Aqui nosso amigo admite que são metáforas diferentes, porém alega que são metáforas paralelas ou que se complementam; mas este argumento, bastante frouxo, falha por diversas razões:

Em primeiro lugar, para que uma metáfora possa ser considerada paralela a outra, os elementos simbólicos em ambas as metáforas deveriam ser os mesmos e manter os seus significados; no entanto, isso não ocorre nas metáforas que nosso amigo considera “complementares”: em Mateus 16,18, a Igreja é identificada como um edifício onde Jesus Cristo aparece como construtor e não como parte da mesma (daí que Ele diz “edificarei”), enquanto que os fiéis figuram como pedras que Cristo vai assentando; já em 1Coríntios 3,11, as pedras simbolizam as obras dos fiéis e o fundamento é a doutrina de Cristo; e em Efésios 2,20, pelo contrário, os Apóstolos figuram como fundamento da construção e Cristo como pedra angular. O problema de misturar todas estas metáforas na “salada” de nosso amigo é que Cristo acaba ocupando vários postos ao mesmo tempo: observe-se como se afirma que Cristo é o fundamento, a pedra angular, a pedra sobre a qual se edifica – tudo junto.

Para se observar com mais clareza a inconsistência deste raciocínio, imaginemos que na conhecida metáfora que identifica a Igreja como um corpo, constando Cristo como cabeça e nós como membros, Cristo terminaria sendo a cabeça, a mão, o pé etc. Um absurdo igual à absurda interpretação de nosso amigo.

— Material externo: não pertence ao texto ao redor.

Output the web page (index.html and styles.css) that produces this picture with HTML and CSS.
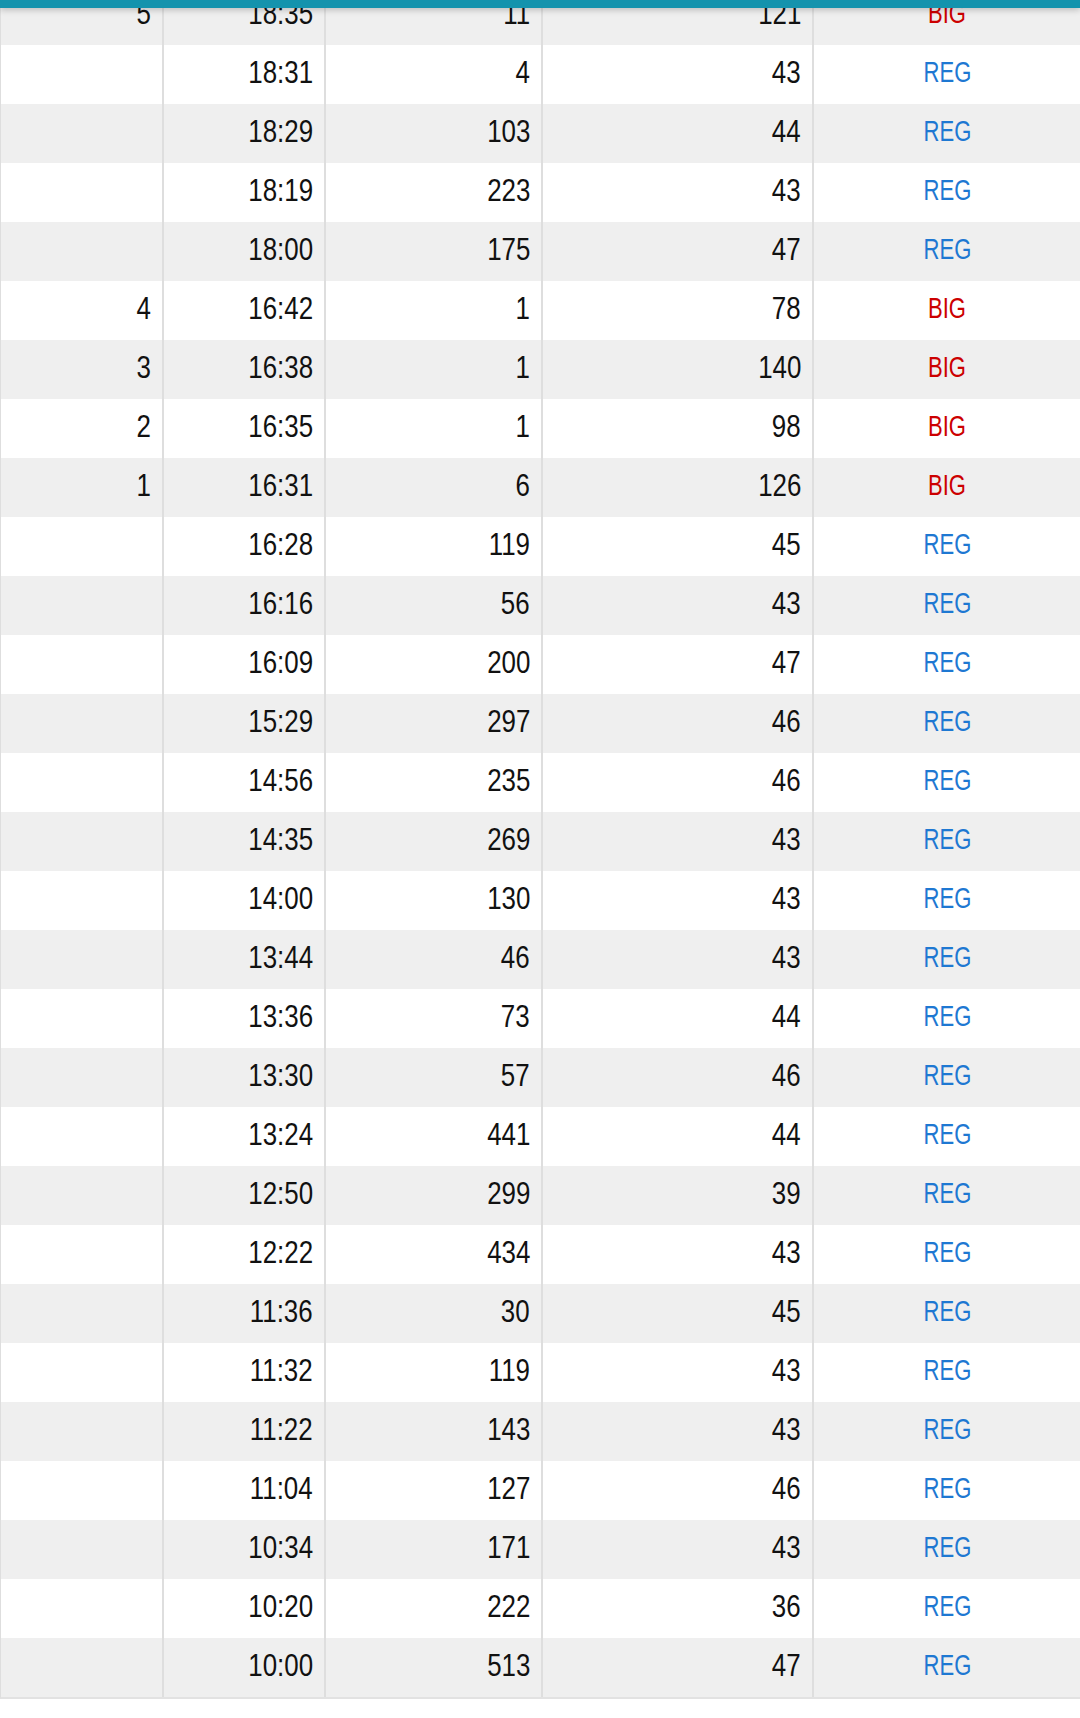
FILE: index.html
```html
<!DOCTYPE html>
<html>
<head>
<meta charset="utf-8">
<link rel="stylesheet" href="styles.css">
</head>
<body>
<div class="topbar"></div>
<div class="table">
  <div class="row odd"><div class="c"><span>5</span></div><div class="c"><span>18:35</span></div><div class="c"><span>11</span></div><div class="c"><span>121</span></div><div class="c t big"><span>BIG</span></div></div>
  <div class="row"><div class="c"></div><div class="c"><span>18:31</span></div><div class="c"><span>4</span></div><div class="c"><span>43</span></div><div class="c t reg"><span>REG</span></div></div>
  <div class="row odd"><div class="c"></div><div class="c"><span>18:29</span></div><div class="c"><span>103</span></div><div class="c"><span>44</span></div><div class="c t reg"><span>REG</span></div></div>
  <div class="row"><div class="c"></div><div class="c"><span>18:19</span></div><div class="c"><span>223</span></div><div class="c"><span>43</span></div><div class="c t reg"><span>REG</span></div></div>
  <div class="row odd"><div class="c"></div><div class="c"><span>18:00</span></div><div class="c"><span>175</span></div><div class="c"><span>47</span></div><div class="c t reg"><span>REG</span></div></div>
  <div class="row"><div class="c"><span>4</span></div><div class="c"><span>16:42</span></div><div class="c"><span>1</span></div><div class="c"><span>78</span></div><div class="c t big"><span>BIG</span></div></div>
  <div class="row odd"><div class="c"><span>3</span></div><div class="c"><span>16:38</span></div><div class="c"><span>1</span></div><div class="c"><span>140</span></div><div class="c t big"><span>BIG</span></div></div>
  <div class="row"><div class="c"><span>2</span></div><div class="c"><span>16:35</span></div><div class="c"><span>1</span></div><div class="c"><span>98</span></div><div class="c t big"><span>BIG</span></div></div>
  <div class="row odd"><div class="c"><span>1</span></div><div class="c"><span>16:31</span></div><div class="c"><span>6</span></div><div class="c"><span>126</span></div><div class="c t big"><span>BIG</span></div></div>
  <div class="row"><div class="c"></div><div class="c"><span>16:28</span></div><div class="c"><span>119</span></div><div class="c"><span>45</span></div><div class="c t reg"><span>REG</span></div></div>
  <div class="row odd"><div class="c"></div><div class="c"><span>16:16</span></div><div class="c"><span>56</span></div><div class="c"><span>43</span></div><div class="c t reg"><span>REG</span></div></div>
  <div class="row"><div class="c"></div><div class="c"><span>16:09</span></div><div class="c"><span>200</span></div><div class="c"><span>47</span></div><div class="c t reg"><span>REG</span></div></div>
  <div class="row odd"><div class="c"></div><div class="c"><span>15:29</span></div><div class="c"><span>297</span></div><div class="c"><span>46</span></div><div class="c t reg"><span>REG</span></div></div>
  <div class="row"><div class="c"></div><div class="c"><span>14:56</span></div><div class="c"><span>235</span></div><div class="c"><span>46</span></div><div class="c t reg"><span>REG</span></div></div>
  <div class="row odd"><div class="c"></div><div class="c"><span>14:35</span></div><div class="c"><span>269</span></div><div class="c"><span>43</span></div><div class="c t reg"><span>REG</span></div></div>
  <div class="row"><div class="c"></div><div class="c"><span>14:00</span></div><div class="c"><span>130</span></div><div class="c"><span>43</span></div><div class="c t reg"><span>REG</span></div></div>
  <div class="row odd"><div class="c"></div><div class="c"><span>13:44</span></div><div class="c"><span>46</span></div><div class="c"><span>43</span></div><div class="c t reg"><span>REG</span></div></div>
  <div class="row"><div class="c"></div><div class="c"><span>13:36</span></div><div class="c"><span>73</span></div><div class="c"><span>44</span></div><div class="c t reg"><span>REG</span></div></div>
  <div class="row odd"><div class="c"></div><div class="c"><span>13:30</span></div><div class="c"><span>57</span></div><div class="c"><span>46</span></div><div class="c t reg"><span>REG</span></div></div>
  <div class="row"><div class="c"></div><div class="c"><span>13:24</span></div><div class="c"><span>441</span></div><div class="c"><span>44</span></div><div class="c t reg"><span>REG</span></div></div>
  <div class="row odd"><div class="c"></div><div class="c"><span>12:50</span></div><div class="c"><span>299</span></div><div class="c"><span>39</span></div><div class="c t reg"><span>REG</span></div></div>
  <div class="row"><div class="c"></div><div class="c"><span>12:22</span></div><div class="c"><span>434</span></div><div class="c"><span>43</span></div><div class="c t reg"><span>REG</span></div></div>
  <div class="row odd"><div class="c"></div><div class="c"><span>11:36</span></div><div class="c"><span>30</span></div><div class="c"><span>45</span></div><div class="c t reg"><span>REG</span></div></div>
  <div class="row"><div class="c"></div><div class="c"><span>11:32</span></div><div class="c"><span>119</span></div><div class="c"><span>43</span></div><div class="c t reg"><span>REG</span></div></div>
  <div class="row odd"><div class="c"></div><div class="c"><span>11:22</span></div><div class="c"><span>143</span></div><div class="c"><span>43</span></div><div class="c t reg"><span>REG</span></div></div>
  <div class="row"><div class="c"></div><div class="c"><span>11:04</span></div><div class="c"><span>127</span></div><div class="c"><span>46</span></div><div class="c t reg"><span>REG</span></div></div>
  <div class="row odd"><div class="c"></div><div class="c"><span>10:34</span></div><div class="c"><span>171</span></div><div class="c"><span>43</span></div><div class="c t reg"><span>REG</span></div></div>
  <div class="row"><div class="c"></div><div class="c"><span>10:20</span></div><div class="c"><span>222</span></div><div class="c"><span>36</span></div><div class="c t reg"><span>REG</span></div></div>
  <div class="row odd"><div class="c"></div><div class="c"><span>10:00</span></div><div class="c"><span>513</span></div><div class="c"><span>47</span></div><div class="c t reg"><span>REG</span></div></div>
</div>
</body>
</html>
```

FILE: styles.css
```css
html, body {
  margin: 0;
  padding: 0;
  background: #ffffff;
}
body {
  font-family: "Liberation Sans", Arial, sans-serif;
  color: #111111;
  overflow: hidden;
}
.topbar {
  position: fixed;
  top: 0;
  left: 0;
  right: 0;
  height: 8px;
  background: #1493ad;
  box-shadow: 0 2px 6px rgba(0, 0, 0, 0.22);
  z-index: 2;
}
.table {
  margin-top: -14px;
  border-left: 1px solid #dedede;
  border-bottom: 2px solid #e2e2e2;
}
.row {
  display: grid;
  grid-template-columns: 163px 162px 217px 271px 1fr;
  height: 59px;
  background: #ffffff;
}
.row.odd {
  background: #efefef;
}
.c {
  box-sizing: border-box;
  border-right: 2px solid #dedede;
  text-align: right;
  padding: 0 11px 5px 0;
  font-size: 32px;
  line-height: 54px;
  white-space: nowrap;
}
.c span {
  display: inline-block;
  transform: scaleX(0.81);
  transform-origin: right center;
}
.c.t {
  border-right: none;
  text-align: center;
  padding-right: 0;
  font-size: 29px;
}
.c.t span {
  transform: scaleX(0.76);
  transform-origin: center center;
}
.big { color: #cc0000; }
.reg { color: #1e78d2; }
```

E com isto termino porque o resto é apenas mais do mesmo, aglutinando basicamente os mesmos erros. Sei que muitos opinarão que se tratavam de argumentos bastante fracos, que não mereciam ser analisados. Na verdade, são realmente de uma estupidez que atordoa, porém, como um leitor me disse que tinha tido dificuldade em contestá-los, não quis deixá-lo sem resposta.